Evangelical Magazine

The Parks of Wales

The town parks of Wales were especially important as places of recreation in pre-TV days. The Christian divine pattern of labour and rest from one’s labours was embedded in our way of life, hence the erection of parks everywhere. In Merthyr, there is Cyfarthfa and Thomastown. Aberdare had a park with motor-racing. Barry has Romilly. Colwyn Bay’s is a magnificent park, fit to be a venue for a Sunday School outing if you live in Aberystwyth. Neath has one, and even little Ystrad Mynach has a park, easy to cycle to, down the hill from Maesycwmmer. One summer holidays in Form Six I worked on a building site there. The parks almost all had bandstands, none of which I ever saw being used. Soccer, tennis, bowls and putting were played in these parks. The doyen of all the Welsh parks is, of course, Roath in Cardiff with its magnificent lake. The slides and roundabouts were added to the parks in the late forties with serious debates as to whether they should be locked up on the Sabbath or not.

I particularly appreciate Ynysangharad Park in Pontypridd with its fine memorial to father and son, Evan and James James, the composers of the Welsh National anthem, ‘Mae Hen Wlad Fy Nhadau’. It is also the home of Pontypridd Cricket Club. The old Lido has now been revamped into a modern, fun swimming pool. There are many picnic areas and a fine display of trees and bushes.

I remember going there on the train one Saturday afternoon in 1961, walking around and admiring every aspect on that warm August day. I always took a book with me on every journey, and still do, and on this occasion I had in my pocket a new paperback, entitled Redemption Accomplished and Applied by John Murray. The first chapter is tough going, and I have marginal pencil explanations of some of Mr Murray’s Scottish vocabulary, but the rest is wonderfully clear. I distinctly remember sitting on a wooden bench on Pontypridd railway station that evening waiting for the Merthyr train to return to Barry Dock reading chapter 7 of the second part of the book. Continuing to read those pages on ‘Sanctification’ on the journey home, I believe that I was learning and gripped by the author’s godly lucidity. I still find this book incomparable today, for example, speaking of the believer’s victory over sin, he writes:

Perfectionists are right when they insist that this victory is not achieved by us nor by working or striving or labouring; they are correct in maintaining that it is a momentary act realized by faith. But they also make three radical mistakes, mistakes which distort their whole construction of sanctification.

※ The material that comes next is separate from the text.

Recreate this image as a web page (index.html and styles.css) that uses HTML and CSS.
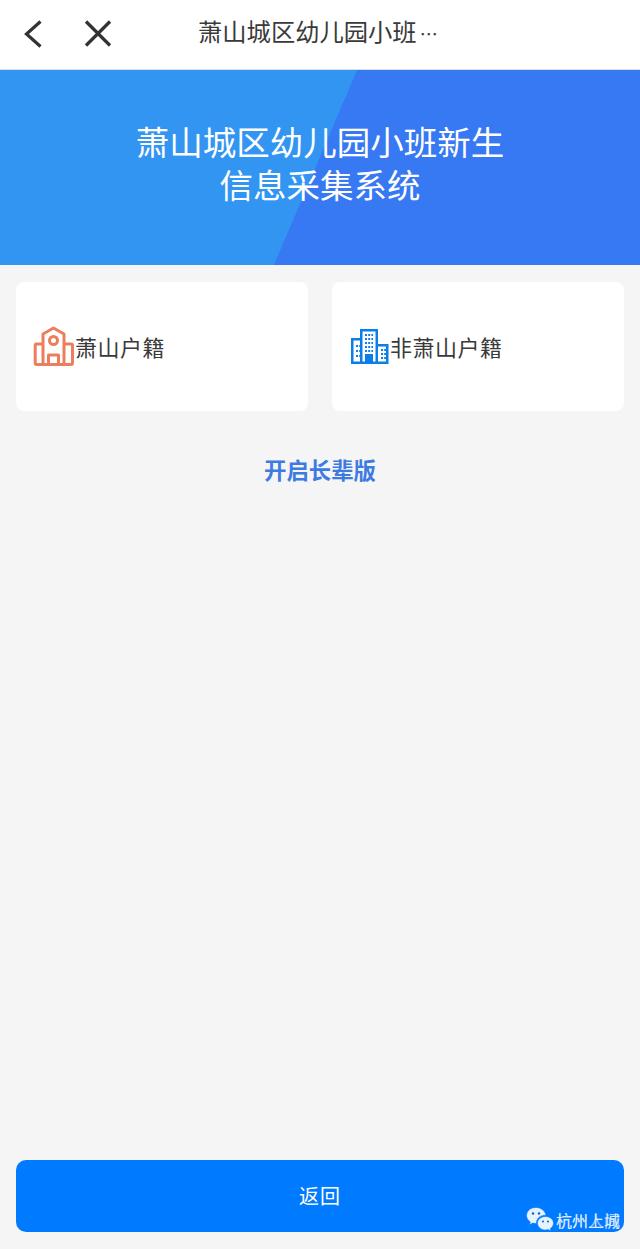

(1) They fail to recognize that this victory is the possession of every one who is born again and effectually called. (2) They construe the victory as a blessing separable from the state of justification. (3) They represent it as something very different from what the Scripture represents it to be—they portray it as freedom from sinning or freedom from conscious sin. It is wrong to use these texts to support any other view of the victory entailed than that which the Scripture teaches it to be, namely, the radical breach with the power and love of sin which is necessarily the possession of every one who has been united to Christ. Union with Christ is union with him in the efficacy of his death and in the virtue of his resurrection—he who thus died and rose again with Christ is freed from sin, and sin will not exercise the dominion.

I finished the book with an awesome awareness that in a month’s time this man will begin to teach me theology for the next three years.